**Task brief**
Locate the word "this" in the entries below, then gather every line that holds it.
[start of Task material]
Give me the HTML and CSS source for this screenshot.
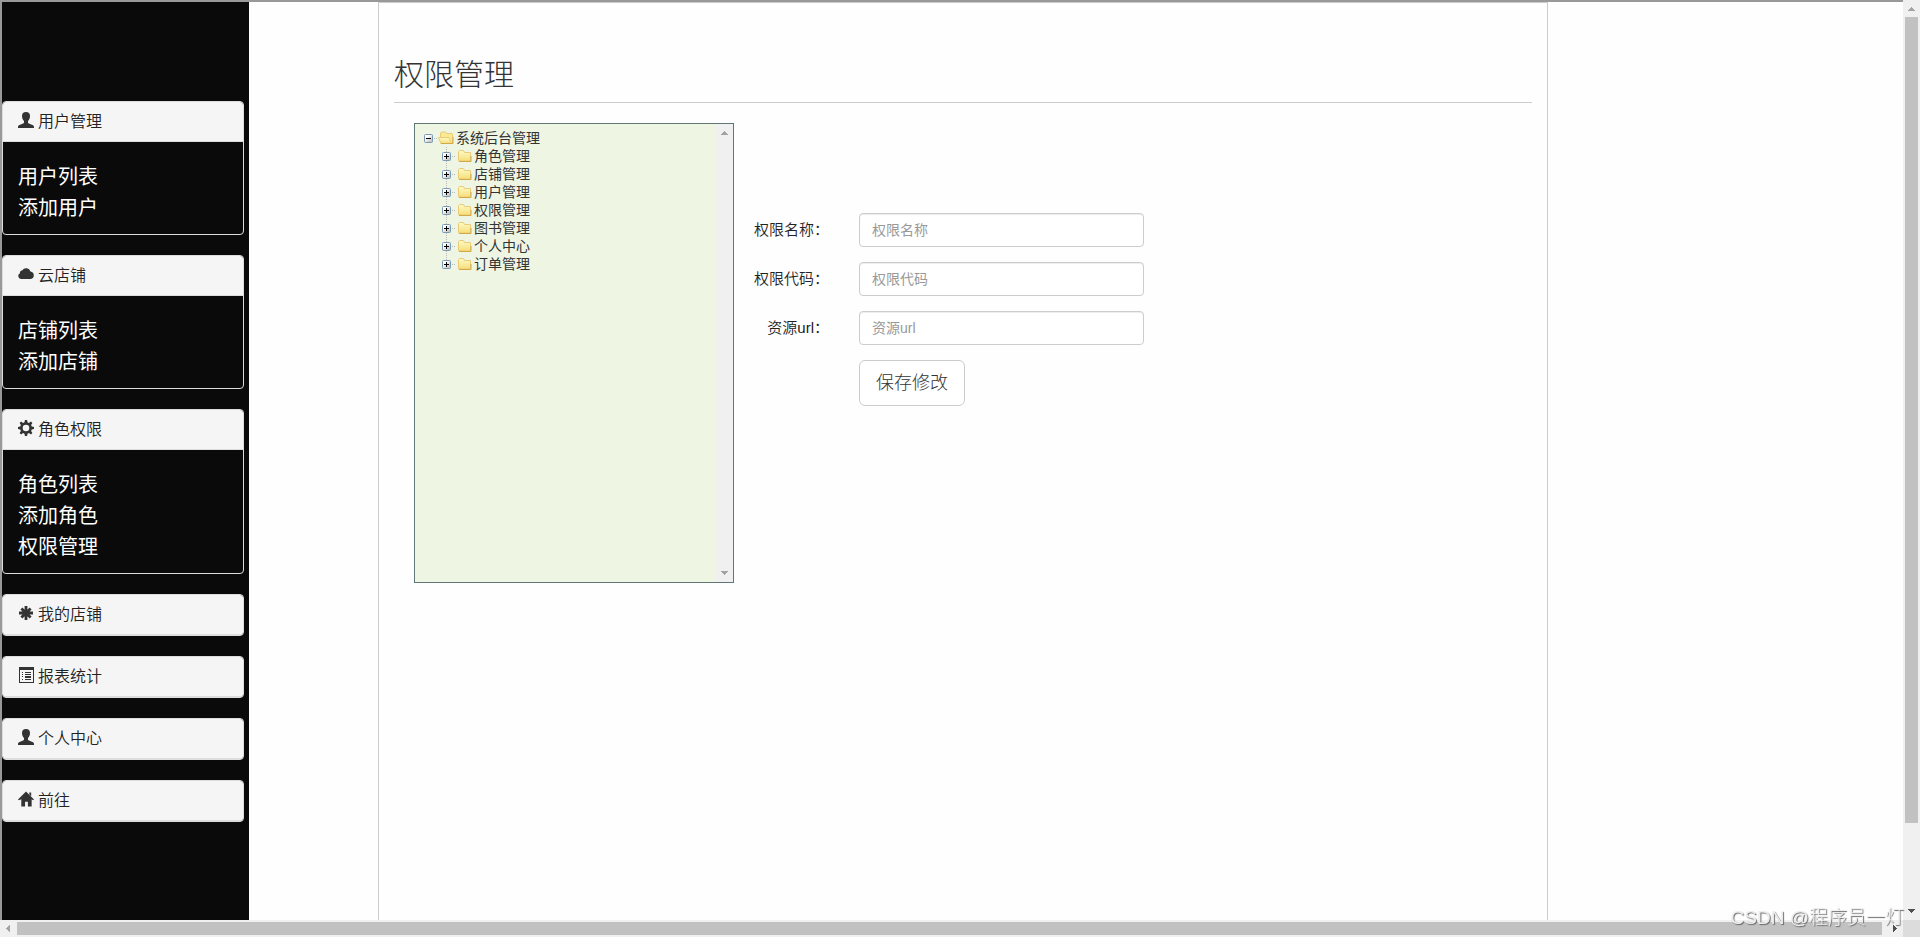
[end of Task material]
[start of Task material]
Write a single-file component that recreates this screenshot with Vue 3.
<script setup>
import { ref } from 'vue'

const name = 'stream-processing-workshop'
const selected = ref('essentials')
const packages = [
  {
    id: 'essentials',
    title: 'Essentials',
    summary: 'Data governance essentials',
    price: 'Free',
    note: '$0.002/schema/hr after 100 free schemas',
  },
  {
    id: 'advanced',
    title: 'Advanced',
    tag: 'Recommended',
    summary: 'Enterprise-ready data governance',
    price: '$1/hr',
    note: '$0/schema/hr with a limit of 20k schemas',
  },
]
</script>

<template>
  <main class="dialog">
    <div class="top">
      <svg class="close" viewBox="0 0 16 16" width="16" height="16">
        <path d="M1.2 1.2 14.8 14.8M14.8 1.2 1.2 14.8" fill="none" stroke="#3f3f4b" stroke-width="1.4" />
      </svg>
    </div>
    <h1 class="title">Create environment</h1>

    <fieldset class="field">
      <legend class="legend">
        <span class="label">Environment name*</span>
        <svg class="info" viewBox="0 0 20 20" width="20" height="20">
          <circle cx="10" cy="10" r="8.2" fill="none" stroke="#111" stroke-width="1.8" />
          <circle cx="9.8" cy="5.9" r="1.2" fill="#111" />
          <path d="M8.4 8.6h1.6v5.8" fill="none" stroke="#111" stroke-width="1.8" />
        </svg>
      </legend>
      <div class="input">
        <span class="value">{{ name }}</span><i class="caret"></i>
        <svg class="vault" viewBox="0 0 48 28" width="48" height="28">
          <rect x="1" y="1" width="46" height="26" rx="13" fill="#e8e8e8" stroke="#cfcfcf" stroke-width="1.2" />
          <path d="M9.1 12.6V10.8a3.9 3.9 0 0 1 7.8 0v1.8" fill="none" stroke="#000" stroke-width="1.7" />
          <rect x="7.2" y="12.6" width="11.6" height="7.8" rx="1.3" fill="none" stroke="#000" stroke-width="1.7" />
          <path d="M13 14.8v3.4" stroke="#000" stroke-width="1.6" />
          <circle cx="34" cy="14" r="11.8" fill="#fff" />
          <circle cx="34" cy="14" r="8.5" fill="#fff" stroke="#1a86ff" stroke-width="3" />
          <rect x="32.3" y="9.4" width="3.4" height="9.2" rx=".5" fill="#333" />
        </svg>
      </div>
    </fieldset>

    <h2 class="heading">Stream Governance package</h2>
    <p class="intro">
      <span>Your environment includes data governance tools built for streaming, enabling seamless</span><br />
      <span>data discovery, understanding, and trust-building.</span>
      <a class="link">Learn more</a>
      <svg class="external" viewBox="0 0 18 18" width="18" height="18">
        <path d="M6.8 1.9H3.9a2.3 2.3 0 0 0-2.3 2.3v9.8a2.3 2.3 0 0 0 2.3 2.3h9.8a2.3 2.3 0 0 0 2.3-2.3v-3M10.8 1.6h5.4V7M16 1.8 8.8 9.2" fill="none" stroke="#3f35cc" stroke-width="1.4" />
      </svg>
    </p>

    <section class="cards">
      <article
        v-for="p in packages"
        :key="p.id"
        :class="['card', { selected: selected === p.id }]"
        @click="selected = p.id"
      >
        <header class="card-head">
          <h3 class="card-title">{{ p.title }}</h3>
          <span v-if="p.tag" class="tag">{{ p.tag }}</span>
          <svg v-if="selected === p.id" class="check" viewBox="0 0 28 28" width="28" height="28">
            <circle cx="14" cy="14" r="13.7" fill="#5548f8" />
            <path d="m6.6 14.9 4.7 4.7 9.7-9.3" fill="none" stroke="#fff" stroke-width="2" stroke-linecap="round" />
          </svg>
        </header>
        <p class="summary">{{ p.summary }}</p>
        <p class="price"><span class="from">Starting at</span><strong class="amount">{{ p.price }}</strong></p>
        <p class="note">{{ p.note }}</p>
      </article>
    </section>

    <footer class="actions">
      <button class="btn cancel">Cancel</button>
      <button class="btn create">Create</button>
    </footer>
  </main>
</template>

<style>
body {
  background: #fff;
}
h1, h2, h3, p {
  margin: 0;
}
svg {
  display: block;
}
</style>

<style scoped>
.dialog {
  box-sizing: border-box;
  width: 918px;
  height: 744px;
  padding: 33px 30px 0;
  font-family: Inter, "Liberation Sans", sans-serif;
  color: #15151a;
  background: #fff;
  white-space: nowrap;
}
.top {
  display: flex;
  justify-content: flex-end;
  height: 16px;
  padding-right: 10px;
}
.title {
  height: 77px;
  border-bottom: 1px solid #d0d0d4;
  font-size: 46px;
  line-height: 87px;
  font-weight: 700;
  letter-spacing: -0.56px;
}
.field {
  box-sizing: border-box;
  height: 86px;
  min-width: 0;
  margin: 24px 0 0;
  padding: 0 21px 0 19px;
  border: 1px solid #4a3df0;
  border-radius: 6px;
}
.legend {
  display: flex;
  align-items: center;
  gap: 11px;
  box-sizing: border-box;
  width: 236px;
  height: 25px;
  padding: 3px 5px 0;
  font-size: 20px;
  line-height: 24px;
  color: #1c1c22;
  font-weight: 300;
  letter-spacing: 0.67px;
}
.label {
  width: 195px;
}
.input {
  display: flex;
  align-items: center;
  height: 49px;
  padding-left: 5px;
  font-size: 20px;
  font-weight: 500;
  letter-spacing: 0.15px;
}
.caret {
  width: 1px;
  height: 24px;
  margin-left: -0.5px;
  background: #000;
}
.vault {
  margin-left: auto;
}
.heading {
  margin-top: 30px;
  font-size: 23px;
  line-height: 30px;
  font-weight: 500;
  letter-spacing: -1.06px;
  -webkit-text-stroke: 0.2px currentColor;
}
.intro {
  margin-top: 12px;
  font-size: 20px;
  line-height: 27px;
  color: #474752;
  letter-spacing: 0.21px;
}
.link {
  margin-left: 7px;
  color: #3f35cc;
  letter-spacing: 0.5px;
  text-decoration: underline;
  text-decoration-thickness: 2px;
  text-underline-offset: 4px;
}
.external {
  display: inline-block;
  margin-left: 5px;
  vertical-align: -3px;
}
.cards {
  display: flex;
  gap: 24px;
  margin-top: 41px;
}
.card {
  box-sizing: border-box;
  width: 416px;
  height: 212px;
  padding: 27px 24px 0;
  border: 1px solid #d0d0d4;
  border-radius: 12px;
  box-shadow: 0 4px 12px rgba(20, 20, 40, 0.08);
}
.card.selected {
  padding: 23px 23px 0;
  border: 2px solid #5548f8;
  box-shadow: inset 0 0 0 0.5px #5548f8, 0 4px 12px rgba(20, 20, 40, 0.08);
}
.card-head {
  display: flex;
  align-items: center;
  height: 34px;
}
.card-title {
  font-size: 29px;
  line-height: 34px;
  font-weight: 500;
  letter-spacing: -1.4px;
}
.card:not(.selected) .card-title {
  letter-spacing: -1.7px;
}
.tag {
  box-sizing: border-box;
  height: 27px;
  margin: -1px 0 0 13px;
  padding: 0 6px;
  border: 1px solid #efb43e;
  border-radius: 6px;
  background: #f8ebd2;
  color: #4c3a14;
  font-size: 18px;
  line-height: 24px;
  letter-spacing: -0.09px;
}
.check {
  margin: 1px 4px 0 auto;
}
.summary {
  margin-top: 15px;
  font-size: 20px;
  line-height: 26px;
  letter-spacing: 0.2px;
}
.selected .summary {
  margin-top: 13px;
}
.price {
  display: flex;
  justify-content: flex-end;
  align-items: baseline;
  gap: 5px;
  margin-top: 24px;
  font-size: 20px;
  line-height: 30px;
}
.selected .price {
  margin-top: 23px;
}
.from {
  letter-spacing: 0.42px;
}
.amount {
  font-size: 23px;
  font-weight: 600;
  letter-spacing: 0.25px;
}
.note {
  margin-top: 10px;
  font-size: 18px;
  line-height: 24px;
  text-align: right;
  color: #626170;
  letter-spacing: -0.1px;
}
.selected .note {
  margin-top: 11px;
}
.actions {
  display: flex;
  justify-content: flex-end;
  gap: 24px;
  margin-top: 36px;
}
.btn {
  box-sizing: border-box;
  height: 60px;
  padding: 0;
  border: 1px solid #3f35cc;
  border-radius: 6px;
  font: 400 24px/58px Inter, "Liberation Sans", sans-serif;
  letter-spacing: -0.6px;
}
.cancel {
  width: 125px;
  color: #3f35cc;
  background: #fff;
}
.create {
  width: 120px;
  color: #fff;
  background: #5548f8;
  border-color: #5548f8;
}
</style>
[end of Task material]
**Exercise solution**
Give me the HTML and CSS source for this screenshot.
Write a single-file component that recreates this screenshot with Vue 3.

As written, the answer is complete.